* _WHAT IS REQUIRED_
Produce an exact transcription of the listing below, omitting the pictures.

* _DATA_
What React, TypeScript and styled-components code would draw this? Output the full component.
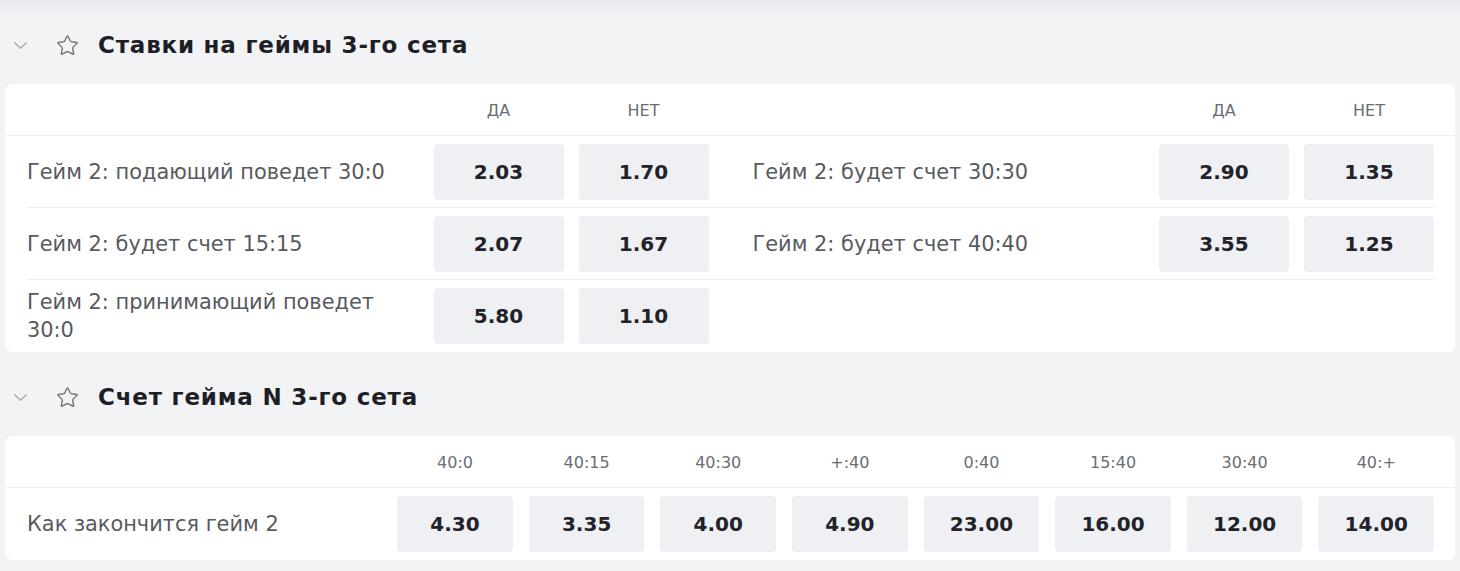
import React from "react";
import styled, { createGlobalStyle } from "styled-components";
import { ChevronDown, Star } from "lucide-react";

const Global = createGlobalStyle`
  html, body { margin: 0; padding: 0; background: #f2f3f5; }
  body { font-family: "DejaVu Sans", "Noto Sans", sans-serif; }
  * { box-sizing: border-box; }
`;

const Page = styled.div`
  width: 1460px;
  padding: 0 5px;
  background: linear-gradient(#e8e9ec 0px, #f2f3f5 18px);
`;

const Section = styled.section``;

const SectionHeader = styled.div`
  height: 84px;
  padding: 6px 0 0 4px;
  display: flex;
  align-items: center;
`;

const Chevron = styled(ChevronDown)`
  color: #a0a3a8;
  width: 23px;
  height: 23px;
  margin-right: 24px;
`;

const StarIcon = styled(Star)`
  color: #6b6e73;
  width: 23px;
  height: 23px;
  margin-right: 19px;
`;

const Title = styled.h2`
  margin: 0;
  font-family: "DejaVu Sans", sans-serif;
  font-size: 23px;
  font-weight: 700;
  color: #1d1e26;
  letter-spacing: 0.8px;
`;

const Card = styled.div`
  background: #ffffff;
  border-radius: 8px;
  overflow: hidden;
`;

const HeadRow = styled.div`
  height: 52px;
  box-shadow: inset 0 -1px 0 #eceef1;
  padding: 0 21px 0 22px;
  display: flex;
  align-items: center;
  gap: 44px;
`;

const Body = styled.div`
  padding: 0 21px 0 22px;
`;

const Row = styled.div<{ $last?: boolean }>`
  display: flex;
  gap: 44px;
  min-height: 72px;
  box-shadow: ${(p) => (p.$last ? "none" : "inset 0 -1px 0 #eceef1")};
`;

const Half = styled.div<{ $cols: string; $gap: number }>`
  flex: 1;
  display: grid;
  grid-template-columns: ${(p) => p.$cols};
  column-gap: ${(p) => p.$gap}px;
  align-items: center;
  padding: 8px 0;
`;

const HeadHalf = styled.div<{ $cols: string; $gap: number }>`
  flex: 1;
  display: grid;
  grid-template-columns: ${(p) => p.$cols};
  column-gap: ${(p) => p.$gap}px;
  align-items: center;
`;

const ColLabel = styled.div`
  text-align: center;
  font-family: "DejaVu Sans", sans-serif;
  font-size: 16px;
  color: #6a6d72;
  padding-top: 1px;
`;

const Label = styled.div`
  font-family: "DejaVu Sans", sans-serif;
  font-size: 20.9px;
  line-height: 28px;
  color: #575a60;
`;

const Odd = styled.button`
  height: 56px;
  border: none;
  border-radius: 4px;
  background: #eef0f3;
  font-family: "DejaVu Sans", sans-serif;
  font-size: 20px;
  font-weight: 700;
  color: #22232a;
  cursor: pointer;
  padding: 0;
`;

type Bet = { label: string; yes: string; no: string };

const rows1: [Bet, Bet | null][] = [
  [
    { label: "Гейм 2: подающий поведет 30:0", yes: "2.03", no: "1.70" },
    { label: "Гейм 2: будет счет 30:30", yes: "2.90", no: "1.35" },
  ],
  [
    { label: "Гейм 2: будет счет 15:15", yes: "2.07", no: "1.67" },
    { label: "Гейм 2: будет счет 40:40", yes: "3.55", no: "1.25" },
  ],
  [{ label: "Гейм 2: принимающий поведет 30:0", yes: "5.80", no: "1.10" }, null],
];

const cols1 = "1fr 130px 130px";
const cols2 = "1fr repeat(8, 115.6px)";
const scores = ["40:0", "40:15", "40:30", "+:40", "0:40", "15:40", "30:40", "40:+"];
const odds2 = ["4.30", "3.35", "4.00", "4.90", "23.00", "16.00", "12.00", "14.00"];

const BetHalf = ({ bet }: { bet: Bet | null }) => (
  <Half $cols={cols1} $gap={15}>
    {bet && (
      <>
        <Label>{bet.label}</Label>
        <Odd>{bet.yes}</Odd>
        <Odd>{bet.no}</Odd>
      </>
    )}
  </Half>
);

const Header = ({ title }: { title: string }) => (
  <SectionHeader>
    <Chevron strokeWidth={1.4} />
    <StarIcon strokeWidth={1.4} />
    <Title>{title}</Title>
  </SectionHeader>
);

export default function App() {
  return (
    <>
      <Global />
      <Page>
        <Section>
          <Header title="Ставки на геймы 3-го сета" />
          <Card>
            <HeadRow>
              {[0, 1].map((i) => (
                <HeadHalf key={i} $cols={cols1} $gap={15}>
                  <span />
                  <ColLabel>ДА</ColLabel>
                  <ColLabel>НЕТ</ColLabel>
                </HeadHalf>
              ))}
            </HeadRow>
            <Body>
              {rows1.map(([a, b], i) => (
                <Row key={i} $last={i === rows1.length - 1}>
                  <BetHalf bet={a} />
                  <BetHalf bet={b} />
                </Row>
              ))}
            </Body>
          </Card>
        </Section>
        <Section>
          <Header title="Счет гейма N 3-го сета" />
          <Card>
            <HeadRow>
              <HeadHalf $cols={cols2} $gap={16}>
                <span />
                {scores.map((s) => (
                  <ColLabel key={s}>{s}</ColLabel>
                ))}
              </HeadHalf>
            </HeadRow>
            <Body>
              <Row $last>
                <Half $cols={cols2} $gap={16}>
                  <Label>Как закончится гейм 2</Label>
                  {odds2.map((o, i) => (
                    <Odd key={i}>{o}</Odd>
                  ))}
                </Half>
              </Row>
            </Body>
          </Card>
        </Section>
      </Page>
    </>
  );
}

* _FULL ANSWER_
What React, TypeScript and styled-components code would draw this? Output the full component.
import React from "react";
import styled, { createGlobalStyle } from "styled-components";
import { ChevronDown, Star } from "lucide-react";

const Global = createGlobalStyle`
  html, body { margin: 0; padding: 0; background: #f2f3f5; }
  body { font-family: "DejaVu Sans", "Noto Sans", sans-serif; }
  * { box-sizing: border-box; }
`;

const Page = styled.div`
  width: 1460px;
  padding: 0 5px;
  background: linear-gradient(#e8e9ec 0px, #f2f3f5 18px);
`;

const Section = styled.section``;

const SectionHeader = styled.div`
  height: 84px;
  padding: 6px 0 0 4px;
  display: flex;
  align-items: center;
`;

const Chevron = styled(ChevronDown)`
  color: #a0a3a8;
  width: 23px;
  height: 23px;
  margin-right: 24px;
`;

const StarIcon = styled(Star)`
  color: #6b6e73;
  width: 23px;
  height: 23px;
  margin-right: 19px;
`;

const Title = styled.h2`
  margin: 0;
  font-family: "DejaVu Sans", sans-serif;
  font-size: 23px;
  font-weight: 700;
  color: #1d1e26;
  letter-spacing: 0.8px;
`;

const Card = styled.div`
  background: #ffffff;
  border-radius: 8px;
  overflow: hidden;
`;

const HeadRow = styled.div`
  height: 52px;
  box-shadow: inset 0 -1px 0 #eceef1;
  padding: 0 21px 0 22px;
  display: flex;
  align-items: center;
  gap: 44px;
`;

const Body = styled.div`
  padding: 0 21px 0 22px;
`;

const Row = styled.div<{ $last?: boolean }>`
  display: flex;
  gap: 44px;
  min-height: 72px;
  box-shadow: ${(p) => (p.$last ? "none" : "inset 0 -1px 0 #eceef1")};
`;

const Half = styled.div<{ $cols: string; $gap: number }>`
  flex: 1;
  display: grid;
  grid-template-columns: ${(p) => p.$cols};
  column-gap: ${(p) => p.$gap}px;
  align-items: center;
  padding: 8px 0;
`;

const HeadHalf = styled.div<{ $cols: string; $gap: number }>`
  flex: 1;
  display: grid;
  grid-template-columns: ${(p) => p.$cols};
  column-gap: ${(p) => p.$gap}px;
  align-items: center;
`;

const ColLabel = styled.div`
  text-align: center;
  font-family: "DejaVu Sans", sans-serif;
  font-size: 16px;
  color: #6a6d72;
  padding-top: 1px;
`;

const Label = styled.div`
  font-family: "DejaVu Sans", sans-serif;
  font-size: 20.9px;
  line-height: 28px;
  color: #575a60;
`;

const Odd = styled.button`
  height: 56px;
  border: none;
  border-radius: 4px;
  background: #eef0f3;
  font-family: "DejaVu Sans", sans-serif;
  font-size: 20px;
  font-weight: 700;
  color: #22232a;
  cursor: pointer;
  padding: 0;
`;

type Bet = { label: string; yes: string; no: string };

const rows1: [Bet, Bet | null][] = [
  [
    { label: "Гейм 2: подающий поведет 30:0", yes: "2.03", no: "1.70" },
    { label: "Гейм 2: будет счет 30:30", yes: "2.90", no: "1.35" },
  ],
  [
    { label: "Гейм 2: будет счет 15:15", yes: "2.07", no: "1.67" },
    { label: "Гейм 2: будет счет 40:40", yes: "3.55", no: "1.25" },
  ],
  [{ label: "Гейм 2: принимающий поведет 30:0", yes: "5.80", no: "1.10" }, null],
];

const cols1 = "1fr 130px 130px";
const cols2 = "1fr repeat(8, 115.6px)";
const scores = ["40:0", "40:15", "40:30", "+:40", "0:40", "15:40", "30:40", "40:+"];
const odds2 = ["4.30", "3.35", "4.00", "4.90", "23.00", "16.00", "12.00", "14.00"];

const BetHalf = ({ bet }: { bet: Bet | null }) => (
  <Half $cols={cols1} $gap={15}>
    {bet && (
      <>
        <Label>{bet.label}</Label>
        <Odd>{bet.yes}</Odd>
        <Odd>{bet.no}</Odd>
      </>
    )}
  </Half>
);

const Header = ({ title }: { title: string }) => (
  <SectionHeader>
    <Chevron strokeWidth={1.4} />
    <StarIcon strokeWidth={1.4} />
    <Title>{title}</Title>
  </SectionHeader>
);

export default function App() {
  return (
    <>
      <Global />
      <Page>
        <Section>
          <Header title="Ставки на геймы 3-го сета" />
          <Card>
            <HeadRow>
              {[0, 1].map((i) => (
                <HeadHalf key={i} $cols={cols1} $gap={15}>
                  <span />
                  <ColLabel>ДА</ColLabel>
                  <ColLabel>НЕТ</ColLabel>
                </HeadHalf>
              ))}
            </HeadRow>
            <Body>
              {rows1.map(([a, b], i) => (
                <Row key={i} $last={i === rows1.length - 1}>
                  <BetHalf bet={a} />
                  <BetHalf bet={b} />
                </Row>
              ))}
            </Body>
          </Card>
        </Section>
        <Section>
          <Header title="Счет гейма N 3-го сета" />
          <Card>
            <HeadRow>
              <HeadHalf $cols={cols2} $gap={16}>
                <span />
                {scores.map((s) => (
                  <ColLabel key={s}>{s}</ColLabel>
                ))}
              </HeadHalf>
            </HeadRow>
            <Body>
              <Row $last>
                <Half $cols={cols2} $gap={16}>
                  <Label>Как закончится гейм 2</Label>
                  {odds2.map((o, i) => (
                    <Odd key={i}>{o}</Odd>
                  ))}
                </Half>
              </Row>
            </Body>
          </Card>
        </Section>
      </Page>
    </>
  );
}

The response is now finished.